Inmersos en ese tráfago continuo de agendas, en ese ir y venir en aeropuertos y autopistas, en ese repetitivo rellenar formularios, teclear mensajes y recibir llamadas, no solemos detenernos a dejar que estos sucesos nos modifiquen, o desvíen ni un milímetro la trayectoria de nuestra enloquecida vida, lo que de pronto me recuerda algo sobre la diferencia entre “hacer cosas” y “pasarle cosas auno”. Es un fragmento que aparece en el libro titulado Que no, que no, donde Agustín García Calvo expresa a la perfección las tribulaciones de un individuo que acude a una extraña consulta porque le pasa algo muy gordo: “¿Qué me pasa?”, le pregunto, sintiéndome sonrojar de que la voz me haya salido más dramática de lo que quería. Me considera él unos largos segundos y al fin responde: “Que no le pasa nada”. “¿Es eso?”, farfullo, desalentado. “Eso más o menos”, y con prodigiosa agilidad echa las piernas hacia adelante y se queda sentado mirándome con la cabeza entre las rodillas. “Y ¿qué puede hacerse?”, le pregunto al fin. “¿Hacerse? Demasiadas cosas habrá hecho ya, trabajos, locuras, diversiones, para intentar llenar la falta y creerse que le pasa algo”. “Pero no sirve, ¿no?”. “No sirve, no; porque hacer cosas no es lo mismo que pasarle cosas a uno; a lo mejor es lo contrario; a lo mejor no tiene nada que ver lo uno con lo otro”.

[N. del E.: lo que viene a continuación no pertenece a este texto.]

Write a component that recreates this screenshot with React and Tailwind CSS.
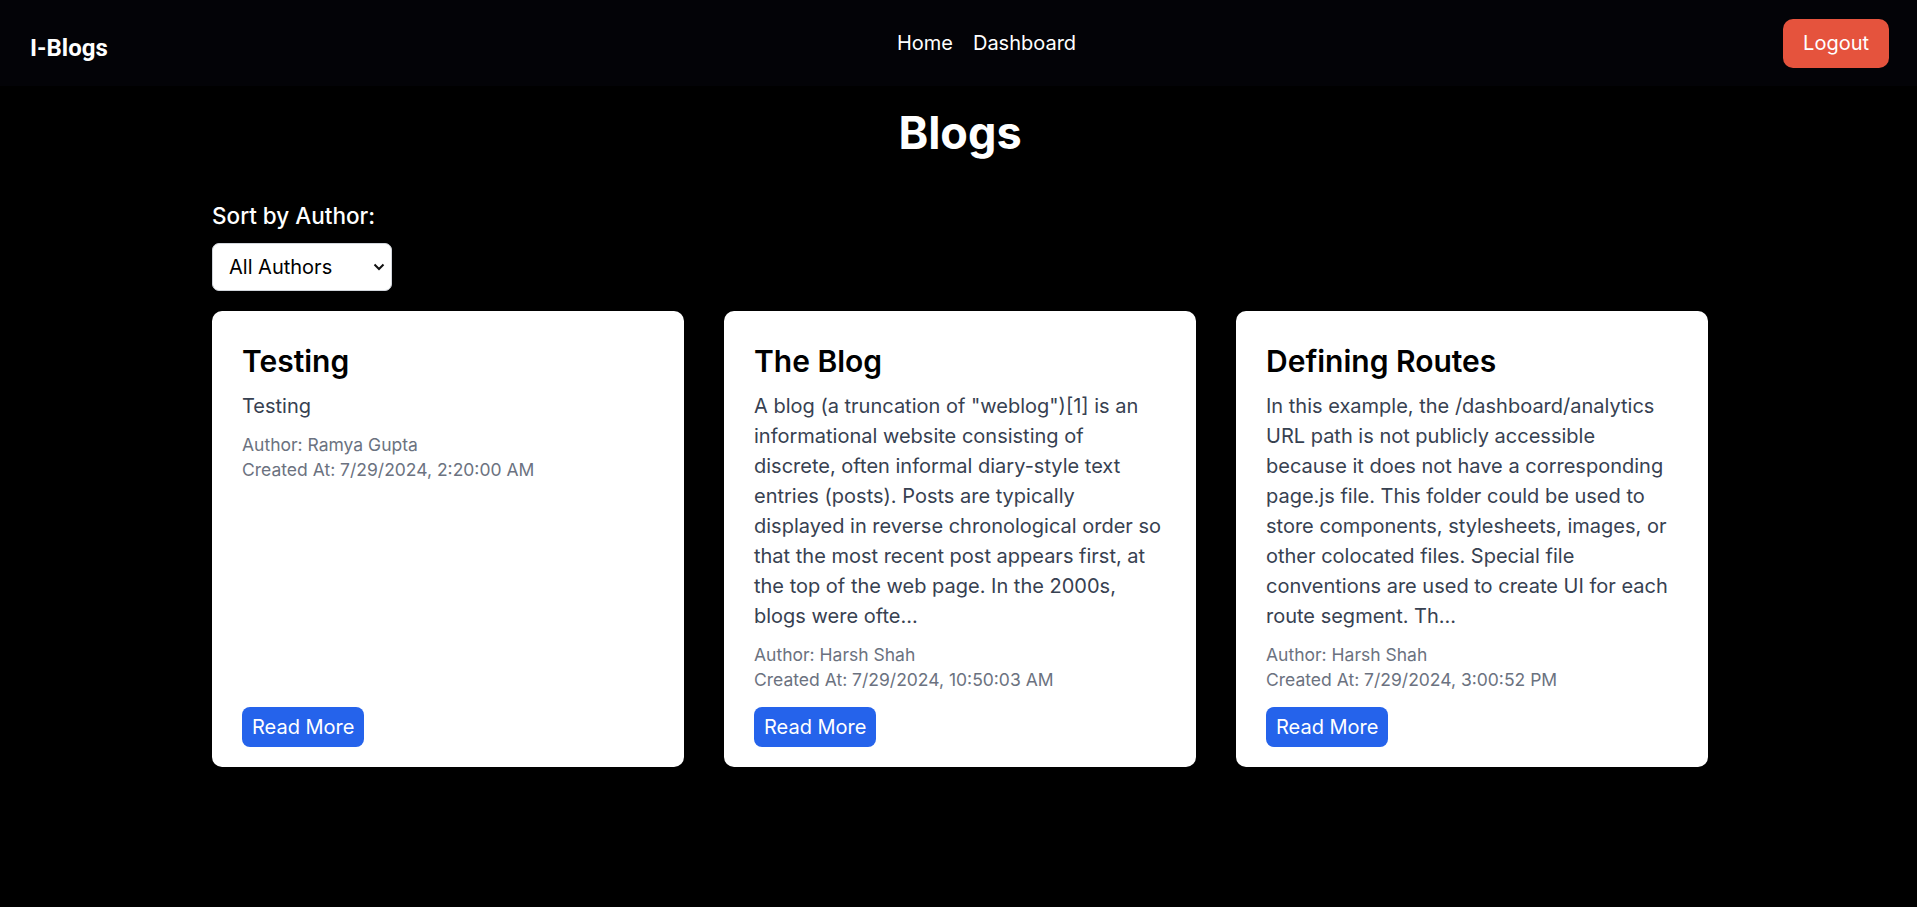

Ahí queda eso, y aquí me quedo rumiando un rato el asunto.

¿Y usted, qué tal? ¿Cuál fue la última vez que le sucedió, de verdad, algo? ¿Cuál fue la última vez que se enamoró de algo o de alguien y sintió que toda su alma vibraba, enardecida, o la última vez que al cerrar un libro la cabeza le hervía de ideas y contradicciones? ¿Cuál fue la última vez que una voz o una mirada o un cuadro o una melodía, le hizo sentir la vida en la plenitud de su potencia máxima? ¿Cuál fue la última vez que se detuvo a formularse una pregunta de respuesta inexistente y se quedó sumido en una inmensa perplejidad durante días? ¿O la última vez que, ebrio de indignación, sintió la rebelión crecer en sus venas, o la última que tuvo una idea y creyó tocar el cielo con ella, aunque no valiera un pimiento...?

Si la última vez fue ayer, pues oiga, es usted muy afortunado. Pero es probable que le suceda como a mí, que sea usted un adulto o adulta en edad de merecer (de merecer cargas) y que este año haya hecho tantas y tantas cosas que en ningún momento se haya podido detener a abrir el alma de par en par y a dejar que le pase, de verdad, algo, a usted.